Cortisol in hair may be a better indicator of chronic stress in war refugees than a commonly used questionnaire, researchers reported March 19 at the annual meeting of the American Association of Biological Anthropologists in Denver.
That’s the finding from a study of some 300 women and children who fled to Poland following Russia’s February 2022 invasion of Ukraine. Roughly a quarter of people exposed to conflict and violence experience long-term mental health problems, including depression, anxiety and post-traumatic stress, estimates suggest.
Yet identifying those most at risk has proven elusive, in part because standard questionnaires used to assess stress are not specific to refugee populations, says Grazyna Jasienska, a human biologist at Jagiellonian University in Kraków, Poland.
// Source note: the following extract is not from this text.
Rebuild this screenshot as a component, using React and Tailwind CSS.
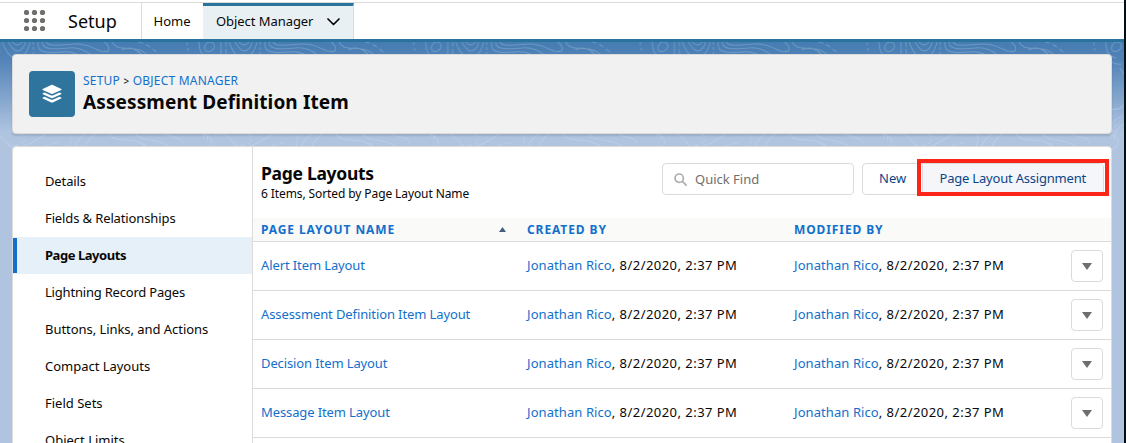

In this unpublished work, Jasienska and her team had adults fill out a questionnaire aimed at assessing the degree of stress experienced in unpredictable and overwhelming situations. The adults completed a similar questionnaire for younger children while older children responded on their own.
Stress levels were almost identical across individuals directly exposed to combat or fleeing Russian-controlled areas and those indirectly exposed to the war, or living in Ukrainian-controlled areas, the survey results suggested.
Their hair, though, told a different story. Cortisol in hair builds up over time, and a few snippets can hint at a person’s stress levels over the previous three months or so, research from roughly the past 15 years suggests. Hair cortisol levels were much higher among those directly exposed to the war than those without such exposure.
For instance, among children ages 6 to 17, hair cortisol levels in the indirect exposure group averaged around 8.6 picograms per milligram. In the direct exposure group, those levels were 46 percent higher, or 12.5 picograms per milligram.
“Questionnaires don’t capture this [difference],” Jasienska says.
Moving forward, Jasienska would like to see researchers measure cortisol levels among the newly displaced. But collecting and analyzing biological samples can be tricky in challenging environments. Nor is all cortisol in hair reflective of chronic stress. People also release cortisol when they use energy for other reasons, such as exercise, Jasienska notes. She would also like researchers to develop and validate questionnaires targeted to war refugees.
“Questionnaires are not perfect. Cortisol is not perfect. Taken together, I think [that] will give us a better picture,” Jasienska says.